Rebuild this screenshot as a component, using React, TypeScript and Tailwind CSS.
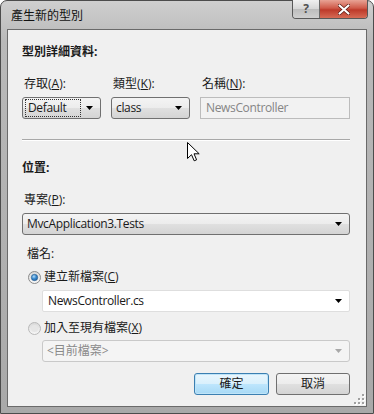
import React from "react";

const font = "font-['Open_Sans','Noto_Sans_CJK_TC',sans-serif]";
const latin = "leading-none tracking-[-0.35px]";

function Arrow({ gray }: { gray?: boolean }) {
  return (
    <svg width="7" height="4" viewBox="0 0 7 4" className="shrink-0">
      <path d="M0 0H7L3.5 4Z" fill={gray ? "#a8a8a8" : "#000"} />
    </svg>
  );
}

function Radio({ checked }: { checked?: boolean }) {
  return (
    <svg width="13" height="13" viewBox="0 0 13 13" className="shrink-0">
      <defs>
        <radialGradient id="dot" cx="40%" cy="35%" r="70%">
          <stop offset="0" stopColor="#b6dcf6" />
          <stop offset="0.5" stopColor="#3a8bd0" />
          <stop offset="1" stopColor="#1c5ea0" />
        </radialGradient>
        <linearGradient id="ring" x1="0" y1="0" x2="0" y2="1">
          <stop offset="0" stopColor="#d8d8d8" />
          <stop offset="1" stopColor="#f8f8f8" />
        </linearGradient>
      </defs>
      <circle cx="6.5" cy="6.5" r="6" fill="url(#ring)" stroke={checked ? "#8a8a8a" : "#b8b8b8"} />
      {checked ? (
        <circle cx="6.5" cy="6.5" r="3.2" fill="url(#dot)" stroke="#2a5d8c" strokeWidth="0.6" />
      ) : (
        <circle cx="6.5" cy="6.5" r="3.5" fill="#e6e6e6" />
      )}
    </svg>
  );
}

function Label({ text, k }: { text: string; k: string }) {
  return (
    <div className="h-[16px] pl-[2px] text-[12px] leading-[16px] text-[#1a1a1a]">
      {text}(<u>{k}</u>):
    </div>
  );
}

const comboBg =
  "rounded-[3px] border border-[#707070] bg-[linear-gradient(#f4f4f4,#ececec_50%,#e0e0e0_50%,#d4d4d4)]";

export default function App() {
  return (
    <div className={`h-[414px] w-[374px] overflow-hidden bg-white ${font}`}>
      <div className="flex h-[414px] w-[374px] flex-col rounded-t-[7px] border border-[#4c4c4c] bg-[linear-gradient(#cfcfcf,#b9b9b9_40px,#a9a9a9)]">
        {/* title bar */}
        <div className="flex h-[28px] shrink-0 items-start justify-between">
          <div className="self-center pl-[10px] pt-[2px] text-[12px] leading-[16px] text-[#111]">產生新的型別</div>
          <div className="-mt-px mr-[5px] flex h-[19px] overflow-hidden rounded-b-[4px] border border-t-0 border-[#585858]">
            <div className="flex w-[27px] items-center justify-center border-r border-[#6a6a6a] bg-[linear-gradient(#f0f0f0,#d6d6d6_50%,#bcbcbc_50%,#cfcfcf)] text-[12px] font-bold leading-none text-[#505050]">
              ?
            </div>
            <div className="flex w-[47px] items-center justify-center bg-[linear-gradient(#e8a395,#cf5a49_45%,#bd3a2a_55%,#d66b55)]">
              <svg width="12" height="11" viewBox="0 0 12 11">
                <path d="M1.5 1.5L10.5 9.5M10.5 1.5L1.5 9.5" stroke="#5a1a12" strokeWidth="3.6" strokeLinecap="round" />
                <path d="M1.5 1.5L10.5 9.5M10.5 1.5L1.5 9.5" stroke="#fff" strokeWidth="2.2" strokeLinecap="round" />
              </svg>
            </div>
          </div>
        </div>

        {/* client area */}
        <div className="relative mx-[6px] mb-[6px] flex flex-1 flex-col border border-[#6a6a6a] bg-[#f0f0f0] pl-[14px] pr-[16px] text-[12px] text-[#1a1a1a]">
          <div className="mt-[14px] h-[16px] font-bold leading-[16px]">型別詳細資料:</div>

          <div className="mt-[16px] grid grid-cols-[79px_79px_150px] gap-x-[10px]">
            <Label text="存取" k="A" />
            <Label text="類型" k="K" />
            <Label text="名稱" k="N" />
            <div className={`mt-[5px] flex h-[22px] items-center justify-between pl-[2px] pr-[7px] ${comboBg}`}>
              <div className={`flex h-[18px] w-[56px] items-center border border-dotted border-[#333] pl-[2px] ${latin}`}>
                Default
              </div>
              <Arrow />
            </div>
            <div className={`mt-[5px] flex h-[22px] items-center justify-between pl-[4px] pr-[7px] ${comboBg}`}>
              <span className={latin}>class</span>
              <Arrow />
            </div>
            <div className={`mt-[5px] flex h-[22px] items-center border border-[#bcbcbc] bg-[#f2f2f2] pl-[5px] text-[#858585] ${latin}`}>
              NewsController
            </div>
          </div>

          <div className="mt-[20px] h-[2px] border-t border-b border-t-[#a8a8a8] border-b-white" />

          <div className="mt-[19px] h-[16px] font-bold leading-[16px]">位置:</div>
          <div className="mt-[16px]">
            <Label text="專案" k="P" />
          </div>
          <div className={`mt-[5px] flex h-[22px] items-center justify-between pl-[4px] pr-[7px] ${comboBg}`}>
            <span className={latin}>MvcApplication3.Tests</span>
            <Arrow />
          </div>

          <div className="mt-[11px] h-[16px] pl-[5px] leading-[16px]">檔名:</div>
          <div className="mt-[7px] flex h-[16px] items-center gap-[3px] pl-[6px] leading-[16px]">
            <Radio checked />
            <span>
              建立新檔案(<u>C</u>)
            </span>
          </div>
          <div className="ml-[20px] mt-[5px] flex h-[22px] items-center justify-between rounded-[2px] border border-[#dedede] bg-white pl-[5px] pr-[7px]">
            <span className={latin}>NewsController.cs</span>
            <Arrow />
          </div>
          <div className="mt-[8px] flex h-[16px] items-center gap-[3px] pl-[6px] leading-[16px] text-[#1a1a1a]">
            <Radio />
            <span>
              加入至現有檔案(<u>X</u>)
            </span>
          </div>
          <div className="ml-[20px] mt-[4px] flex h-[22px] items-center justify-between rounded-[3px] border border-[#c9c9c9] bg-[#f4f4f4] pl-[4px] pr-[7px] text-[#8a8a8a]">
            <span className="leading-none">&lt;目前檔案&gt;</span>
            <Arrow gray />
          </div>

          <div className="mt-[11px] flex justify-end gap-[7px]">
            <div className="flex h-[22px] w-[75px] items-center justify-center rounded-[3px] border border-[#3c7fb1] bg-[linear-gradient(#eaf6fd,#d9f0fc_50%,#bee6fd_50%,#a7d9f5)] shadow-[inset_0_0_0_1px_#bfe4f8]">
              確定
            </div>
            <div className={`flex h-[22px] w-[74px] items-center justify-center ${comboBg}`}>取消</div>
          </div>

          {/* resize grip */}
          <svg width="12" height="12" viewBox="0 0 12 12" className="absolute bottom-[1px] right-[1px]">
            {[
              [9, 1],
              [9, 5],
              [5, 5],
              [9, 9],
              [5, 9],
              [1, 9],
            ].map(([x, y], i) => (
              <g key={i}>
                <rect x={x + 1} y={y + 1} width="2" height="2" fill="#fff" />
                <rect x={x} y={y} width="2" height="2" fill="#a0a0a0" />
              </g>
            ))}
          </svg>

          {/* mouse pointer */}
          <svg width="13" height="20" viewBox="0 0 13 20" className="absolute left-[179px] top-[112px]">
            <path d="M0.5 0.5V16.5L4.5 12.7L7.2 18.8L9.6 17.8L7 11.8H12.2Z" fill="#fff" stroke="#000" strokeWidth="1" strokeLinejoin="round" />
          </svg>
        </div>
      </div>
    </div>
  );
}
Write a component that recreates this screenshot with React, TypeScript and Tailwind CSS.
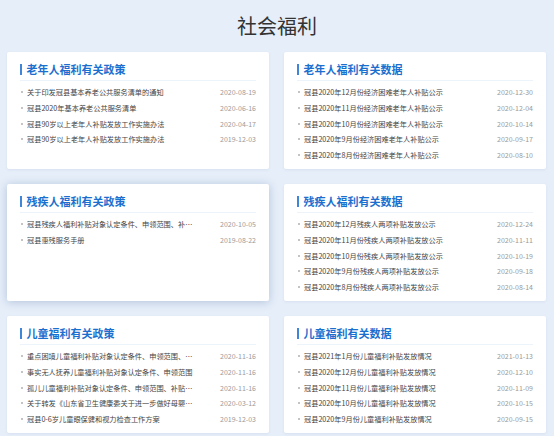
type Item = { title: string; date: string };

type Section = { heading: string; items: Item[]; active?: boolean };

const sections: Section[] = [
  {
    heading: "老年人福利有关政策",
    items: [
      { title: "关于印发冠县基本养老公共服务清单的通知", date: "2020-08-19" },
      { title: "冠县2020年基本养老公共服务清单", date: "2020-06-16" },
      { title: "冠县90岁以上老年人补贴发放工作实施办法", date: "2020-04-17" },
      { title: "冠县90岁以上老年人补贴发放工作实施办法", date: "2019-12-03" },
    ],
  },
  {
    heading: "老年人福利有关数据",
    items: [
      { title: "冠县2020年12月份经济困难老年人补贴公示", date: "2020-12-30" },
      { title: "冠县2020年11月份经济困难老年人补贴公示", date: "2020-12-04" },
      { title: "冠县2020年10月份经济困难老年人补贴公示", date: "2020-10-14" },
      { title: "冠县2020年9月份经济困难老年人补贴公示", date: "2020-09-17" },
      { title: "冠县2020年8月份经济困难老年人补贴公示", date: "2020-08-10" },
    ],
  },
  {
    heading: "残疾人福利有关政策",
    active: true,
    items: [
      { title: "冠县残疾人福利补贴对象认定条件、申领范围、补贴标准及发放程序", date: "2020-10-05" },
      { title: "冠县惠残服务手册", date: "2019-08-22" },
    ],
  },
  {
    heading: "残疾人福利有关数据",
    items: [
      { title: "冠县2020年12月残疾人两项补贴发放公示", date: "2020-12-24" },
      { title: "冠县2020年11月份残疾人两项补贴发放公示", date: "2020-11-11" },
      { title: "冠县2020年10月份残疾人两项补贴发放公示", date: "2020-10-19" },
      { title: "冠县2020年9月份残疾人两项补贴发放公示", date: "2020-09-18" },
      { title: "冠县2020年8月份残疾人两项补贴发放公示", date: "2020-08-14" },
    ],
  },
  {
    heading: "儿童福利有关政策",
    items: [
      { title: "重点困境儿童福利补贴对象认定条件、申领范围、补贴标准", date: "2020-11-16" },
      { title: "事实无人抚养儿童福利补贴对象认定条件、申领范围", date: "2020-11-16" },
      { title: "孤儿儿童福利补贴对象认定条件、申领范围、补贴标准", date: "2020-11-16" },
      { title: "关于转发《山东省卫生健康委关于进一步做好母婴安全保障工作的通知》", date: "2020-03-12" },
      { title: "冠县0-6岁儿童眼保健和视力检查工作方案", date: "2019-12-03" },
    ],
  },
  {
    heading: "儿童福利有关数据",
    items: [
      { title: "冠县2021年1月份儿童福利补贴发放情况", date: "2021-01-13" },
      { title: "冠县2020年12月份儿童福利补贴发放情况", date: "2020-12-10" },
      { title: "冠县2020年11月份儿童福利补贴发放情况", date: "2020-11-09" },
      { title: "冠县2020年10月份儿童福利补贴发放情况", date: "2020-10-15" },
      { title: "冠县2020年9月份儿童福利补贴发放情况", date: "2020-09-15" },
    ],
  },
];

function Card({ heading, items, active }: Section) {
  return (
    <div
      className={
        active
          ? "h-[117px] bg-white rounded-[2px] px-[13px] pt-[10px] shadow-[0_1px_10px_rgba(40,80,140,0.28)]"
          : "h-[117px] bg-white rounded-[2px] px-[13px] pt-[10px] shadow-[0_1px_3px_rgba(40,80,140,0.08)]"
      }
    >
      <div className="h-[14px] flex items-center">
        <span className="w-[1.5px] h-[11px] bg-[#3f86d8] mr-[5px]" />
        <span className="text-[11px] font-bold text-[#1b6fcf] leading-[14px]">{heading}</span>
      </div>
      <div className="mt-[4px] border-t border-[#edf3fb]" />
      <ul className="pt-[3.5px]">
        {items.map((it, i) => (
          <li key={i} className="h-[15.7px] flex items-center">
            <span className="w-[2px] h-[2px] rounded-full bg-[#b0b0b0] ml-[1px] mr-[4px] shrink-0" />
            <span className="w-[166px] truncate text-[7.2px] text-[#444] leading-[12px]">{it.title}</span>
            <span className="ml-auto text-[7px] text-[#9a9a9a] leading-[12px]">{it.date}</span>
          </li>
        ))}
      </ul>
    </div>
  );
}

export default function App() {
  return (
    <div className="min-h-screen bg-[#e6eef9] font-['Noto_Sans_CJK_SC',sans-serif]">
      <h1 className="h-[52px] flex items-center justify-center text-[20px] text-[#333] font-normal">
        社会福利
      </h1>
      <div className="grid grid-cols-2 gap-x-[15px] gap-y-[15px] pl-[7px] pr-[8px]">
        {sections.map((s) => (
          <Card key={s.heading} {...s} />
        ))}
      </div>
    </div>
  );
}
==================================================
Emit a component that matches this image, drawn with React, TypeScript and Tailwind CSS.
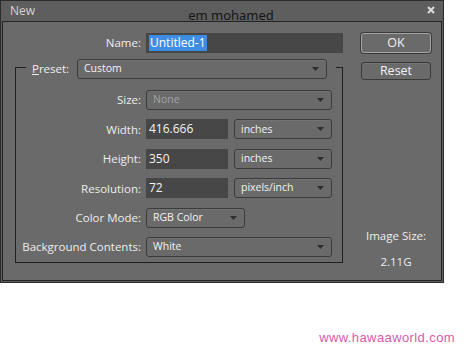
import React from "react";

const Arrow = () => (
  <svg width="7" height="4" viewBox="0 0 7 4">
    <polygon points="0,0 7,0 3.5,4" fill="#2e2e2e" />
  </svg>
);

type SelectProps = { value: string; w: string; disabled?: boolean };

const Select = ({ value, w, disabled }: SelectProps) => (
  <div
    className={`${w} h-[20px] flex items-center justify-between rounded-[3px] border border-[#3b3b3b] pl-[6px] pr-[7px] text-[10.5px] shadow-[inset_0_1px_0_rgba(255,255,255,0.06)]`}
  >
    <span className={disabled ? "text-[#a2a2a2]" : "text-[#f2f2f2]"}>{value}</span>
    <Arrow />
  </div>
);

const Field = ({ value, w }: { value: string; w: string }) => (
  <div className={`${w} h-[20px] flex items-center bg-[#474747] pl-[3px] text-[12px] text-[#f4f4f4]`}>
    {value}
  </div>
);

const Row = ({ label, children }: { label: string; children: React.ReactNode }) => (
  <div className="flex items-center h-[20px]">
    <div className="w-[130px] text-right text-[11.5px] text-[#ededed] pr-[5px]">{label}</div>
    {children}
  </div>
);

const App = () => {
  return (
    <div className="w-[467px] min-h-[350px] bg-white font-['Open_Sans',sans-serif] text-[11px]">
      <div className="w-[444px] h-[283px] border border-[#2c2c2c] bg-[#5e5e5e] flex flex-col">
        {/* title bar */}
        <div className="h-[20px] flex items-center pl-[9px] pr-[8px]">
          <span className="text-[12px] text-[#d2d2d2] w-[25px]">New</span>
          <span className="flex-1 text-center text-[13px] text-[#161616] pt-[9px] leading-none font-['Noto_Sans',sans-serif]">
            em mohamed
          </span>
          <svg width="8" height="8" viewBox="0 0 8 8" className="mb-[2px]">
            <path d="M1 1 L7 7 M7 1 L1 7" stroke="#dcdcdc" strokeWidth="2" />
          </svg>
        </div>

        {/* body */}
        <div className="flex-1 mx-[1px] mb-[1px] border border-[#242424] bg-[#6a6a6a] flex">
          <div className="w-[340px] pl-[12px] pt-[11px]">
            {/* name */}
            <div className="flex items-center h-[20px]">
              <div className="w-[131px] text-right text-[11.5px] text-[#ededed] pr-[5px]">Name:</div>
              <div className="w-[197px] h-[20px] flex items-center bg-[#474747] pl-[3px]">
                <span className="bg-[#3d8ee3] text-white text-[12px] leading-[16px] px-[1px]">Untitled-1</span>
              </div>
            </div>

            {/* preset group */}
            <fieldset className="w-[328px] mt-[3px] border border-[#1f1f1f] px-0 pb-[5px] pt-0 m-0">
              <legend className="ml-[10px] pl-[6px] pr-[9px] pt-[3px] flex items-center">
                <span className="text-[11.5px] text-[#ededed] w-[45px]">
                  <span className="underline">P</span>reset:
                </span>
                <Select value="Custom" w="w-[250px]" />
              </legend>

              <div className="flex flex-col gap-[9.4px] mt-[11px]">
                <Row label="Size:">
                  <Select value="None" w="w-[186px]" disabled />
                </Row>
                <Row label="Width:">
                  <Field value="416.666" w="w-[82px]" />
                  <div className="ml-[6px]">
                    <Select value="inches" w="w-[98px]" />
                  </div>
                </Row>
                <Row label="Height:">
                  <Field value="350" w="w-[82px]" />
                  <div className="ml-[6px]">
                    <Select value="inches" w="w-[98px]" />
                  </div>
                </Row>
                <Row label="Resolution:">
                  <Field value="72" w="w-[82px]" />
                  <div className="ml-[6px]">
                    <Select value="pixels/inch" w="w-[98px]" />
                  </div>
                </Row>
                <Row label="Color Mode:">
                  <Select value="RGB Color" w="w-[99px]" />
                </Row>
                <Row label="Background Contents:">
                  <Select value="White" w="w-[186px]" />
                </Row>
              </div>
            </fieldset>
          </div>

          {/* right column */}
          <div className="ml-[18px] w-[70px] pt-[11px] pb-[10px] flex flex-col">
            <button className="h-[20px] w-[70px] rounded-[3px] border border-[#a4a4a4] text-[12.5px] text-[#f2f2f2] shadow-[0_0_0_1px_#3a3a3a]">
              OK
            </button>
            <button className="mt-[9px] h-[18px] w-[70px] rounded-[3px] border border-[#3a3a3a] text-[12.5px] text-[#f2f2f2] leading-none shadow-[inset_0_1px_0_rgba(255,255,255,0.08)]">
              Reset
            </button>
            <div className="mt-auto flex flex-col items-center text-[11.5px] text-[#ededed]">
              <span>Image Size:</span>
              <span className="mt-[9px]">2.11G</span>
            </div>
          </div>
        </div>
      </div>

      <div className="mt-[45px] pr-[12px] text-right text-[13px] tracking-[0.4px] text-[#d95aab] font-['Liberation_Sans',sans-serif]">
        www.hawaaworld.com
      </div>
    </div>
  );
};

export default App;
==================================================
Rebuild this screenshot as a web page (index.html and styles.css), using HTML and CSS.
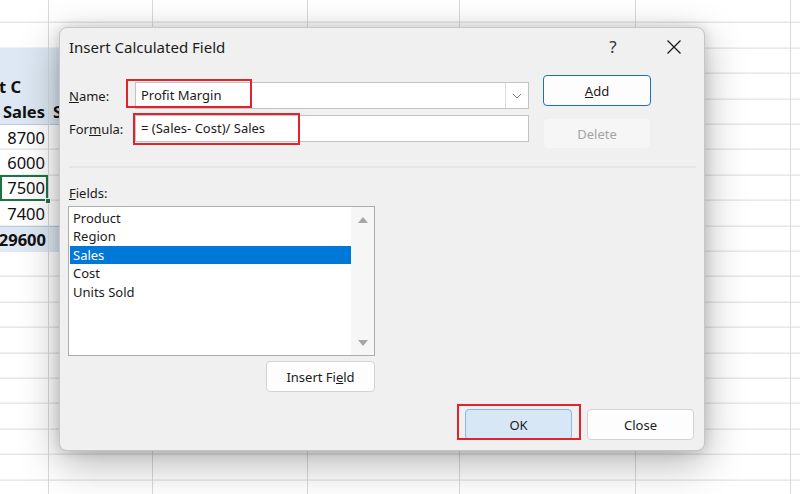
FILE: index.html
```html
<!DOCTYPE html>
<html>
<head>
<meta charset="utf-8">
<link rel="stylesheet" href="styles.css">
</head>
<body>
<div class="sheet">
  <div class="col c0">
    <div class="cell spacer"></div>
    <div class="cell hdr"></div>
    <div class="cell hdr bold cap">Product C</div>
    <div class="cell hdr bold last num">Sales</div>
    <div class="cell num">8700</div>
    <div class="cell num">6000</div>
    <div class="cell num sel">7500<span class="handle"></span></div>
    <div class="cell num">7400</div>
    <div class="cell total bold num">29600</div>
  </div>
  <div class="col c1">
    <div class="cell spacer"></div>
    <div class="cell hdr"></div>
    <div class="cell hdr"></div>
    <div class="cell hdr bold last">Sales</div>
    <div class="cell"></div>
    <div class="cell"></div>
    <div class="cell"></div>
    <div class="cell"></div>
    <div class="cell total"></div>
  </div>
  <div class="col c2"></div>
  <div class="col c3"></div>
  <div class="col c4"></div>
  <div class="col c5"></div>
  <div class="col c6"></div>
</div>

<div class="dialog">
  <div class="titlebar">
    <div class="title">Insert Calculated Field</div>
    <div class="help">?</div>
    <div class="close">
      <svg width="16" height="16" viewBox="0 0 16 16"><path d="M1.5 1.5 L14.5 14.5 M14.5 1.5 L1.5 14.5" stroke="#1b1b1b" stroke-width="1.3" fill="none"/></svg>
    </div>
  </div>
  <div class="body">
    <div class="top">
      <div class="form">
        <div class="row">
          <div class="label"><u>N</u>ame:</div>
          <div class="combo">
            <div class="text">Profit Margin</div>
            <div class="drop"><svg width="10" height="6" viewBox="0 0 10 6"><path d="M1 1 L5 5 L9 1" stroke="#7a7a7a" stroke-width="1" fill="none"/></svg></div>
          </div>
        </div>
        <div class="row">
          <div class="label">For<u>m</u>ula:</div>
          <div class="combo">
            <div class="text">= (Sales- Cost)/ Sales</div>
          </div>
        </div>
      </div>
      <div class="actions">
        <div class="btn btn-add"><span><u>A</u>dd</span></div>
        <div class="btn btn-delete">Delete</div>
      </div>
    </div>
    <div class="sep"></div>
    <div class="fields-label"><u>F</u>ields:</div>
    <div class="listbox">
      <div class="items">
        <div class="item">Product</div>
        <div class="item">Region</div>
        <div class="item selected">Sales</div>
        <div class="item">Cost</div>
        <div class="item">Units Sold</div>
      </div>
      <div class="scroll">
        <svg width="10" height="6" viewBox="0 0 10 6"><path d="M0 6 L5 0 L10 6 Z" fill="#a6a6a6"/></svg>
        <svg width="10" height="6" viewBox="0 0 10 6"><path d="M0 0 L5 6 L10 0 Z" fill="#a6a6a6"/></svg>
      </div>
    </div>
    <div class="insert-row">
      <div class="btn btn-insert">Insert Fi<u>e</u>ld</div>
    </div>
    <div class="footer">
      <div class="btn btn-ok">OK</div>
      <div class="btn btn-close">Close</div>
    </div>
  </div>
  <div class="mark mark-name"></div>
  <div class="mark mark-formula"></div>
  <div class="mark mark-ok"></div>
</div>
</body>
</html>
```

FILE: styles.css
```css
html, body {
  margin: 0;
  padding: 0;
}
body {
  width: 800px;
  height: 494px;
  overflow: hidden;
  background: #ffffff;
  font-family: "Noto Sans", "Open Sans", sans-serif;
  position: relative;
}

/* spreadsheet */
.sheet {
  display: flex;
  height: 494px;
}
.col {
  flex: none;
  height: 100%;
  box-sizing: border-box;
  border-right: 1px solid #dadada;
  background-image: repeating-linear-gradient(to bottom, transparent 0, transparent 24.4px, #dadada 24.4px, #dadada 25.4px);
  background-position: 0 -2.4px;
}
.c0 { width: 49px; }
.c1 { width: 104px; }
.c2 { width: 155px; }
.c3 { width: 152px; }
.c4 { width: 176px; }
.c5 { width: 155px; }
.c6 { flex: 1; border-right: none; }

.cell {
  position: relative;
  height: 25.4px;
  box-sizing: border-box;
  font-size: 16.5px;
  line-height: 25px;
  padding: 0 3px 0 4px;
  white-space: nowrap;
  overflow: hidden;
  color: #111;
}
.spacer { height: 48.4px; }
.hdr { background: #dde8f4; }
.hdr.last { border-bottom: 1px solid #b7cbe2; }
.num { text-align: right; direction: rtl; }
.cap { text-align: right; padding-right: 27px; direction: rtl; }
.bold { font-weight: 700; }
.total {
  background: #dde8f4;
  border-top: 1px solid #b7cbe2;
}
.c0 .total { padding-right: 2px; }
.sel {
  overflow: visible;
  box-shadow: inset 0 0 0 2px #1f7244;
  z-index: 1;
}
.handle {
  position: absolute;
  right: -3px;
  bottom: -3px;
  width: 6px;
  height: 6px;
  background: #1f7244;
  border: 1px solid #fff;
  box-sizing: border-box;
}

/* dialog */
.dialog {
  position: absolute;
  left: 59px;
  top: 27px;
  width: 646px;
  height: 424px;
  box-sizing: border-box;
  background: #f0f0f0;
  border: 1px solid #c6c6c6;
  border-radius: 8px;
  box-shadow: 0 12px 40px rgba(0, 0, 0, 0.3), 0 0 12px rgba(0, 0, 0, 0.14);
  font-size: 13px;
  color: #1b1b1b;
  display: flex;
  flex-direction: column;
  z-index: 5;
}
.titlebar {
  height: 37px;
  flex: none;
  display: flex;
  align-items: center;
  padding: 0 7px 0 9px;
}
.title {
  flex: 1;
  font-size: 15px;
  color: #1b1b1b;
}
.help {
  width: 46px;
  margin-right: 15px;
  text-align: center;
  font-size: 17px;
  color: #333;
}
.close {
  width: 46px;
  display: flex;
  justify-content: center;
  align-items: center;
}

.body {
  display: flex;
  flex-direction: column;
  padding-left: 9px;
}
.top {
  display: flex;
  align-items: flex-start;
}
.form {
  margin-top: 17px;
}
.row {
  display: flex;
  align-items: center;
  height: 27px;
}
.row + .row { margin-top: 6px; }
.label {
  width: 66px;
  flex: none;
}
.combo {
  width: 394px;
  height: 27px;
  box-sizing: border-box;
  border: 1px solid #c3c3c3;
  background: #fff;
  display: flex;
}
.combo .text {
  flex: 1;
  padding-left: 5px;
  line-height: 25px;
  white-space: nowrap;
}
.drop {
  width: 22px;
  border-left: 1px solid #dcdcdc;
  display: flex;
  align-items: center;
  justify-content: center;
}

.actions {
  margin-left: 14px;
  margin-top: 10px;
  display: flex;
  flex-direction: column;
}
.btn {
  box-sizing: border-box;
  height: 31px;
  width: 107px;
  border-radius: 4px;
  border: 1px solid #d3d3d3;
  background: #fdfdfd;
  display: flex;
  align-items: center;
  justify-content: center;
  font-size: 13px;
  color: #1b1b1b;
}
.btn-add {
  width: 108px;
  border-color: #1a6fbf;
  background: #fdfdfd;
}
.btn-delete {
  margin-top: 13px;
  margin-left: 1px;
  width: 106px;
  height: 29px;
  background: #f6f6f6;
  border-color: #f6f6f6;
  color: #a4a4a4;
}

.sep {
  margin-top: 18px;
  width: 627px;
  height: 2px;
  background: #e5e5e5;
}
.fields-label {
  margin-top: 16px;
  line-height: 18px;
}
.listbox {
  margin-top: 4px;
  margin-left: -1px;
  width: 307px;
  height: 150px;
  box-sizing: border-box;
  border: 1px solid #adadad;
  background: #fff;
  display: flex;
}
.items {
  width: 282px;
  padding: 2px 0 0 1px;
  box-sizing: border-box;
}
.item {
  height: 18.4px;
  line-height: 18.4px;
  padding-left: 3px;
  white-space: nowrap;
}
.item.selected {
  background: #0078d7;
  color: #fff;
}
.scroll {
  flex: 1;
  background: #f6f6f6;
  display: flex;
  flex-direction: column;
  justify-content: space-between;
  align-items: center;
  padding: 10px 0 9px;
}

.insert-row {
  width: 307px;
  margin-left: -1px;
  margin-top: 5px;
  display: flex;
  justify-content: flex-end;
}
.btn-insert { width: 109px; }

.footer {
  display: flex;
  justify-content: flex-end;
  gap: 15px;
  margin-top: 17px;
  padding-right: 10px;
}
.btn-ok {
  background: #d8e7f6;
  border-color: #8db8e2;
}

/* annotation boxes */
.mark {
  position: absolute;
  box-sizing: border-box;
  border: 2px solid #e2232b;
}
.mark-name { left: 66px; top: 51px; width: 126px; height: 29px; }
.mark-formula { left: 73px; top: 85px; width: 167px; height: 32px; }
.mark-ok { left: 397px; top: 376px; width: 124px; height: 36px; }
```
==================================================
→ WORK INSTRUCTIONS
Your copy should hold only the lines from the one containing "Write a component" through the one containing "string; items: Item[];", word for word, with no pictures.

→ REPLY
Write a component that recreates this screenshot with React, TypeScript and Tailwind CSS.
type Item = { title: string; date: string };

type Section = { heading: string; items: Item[]; active?: boolean };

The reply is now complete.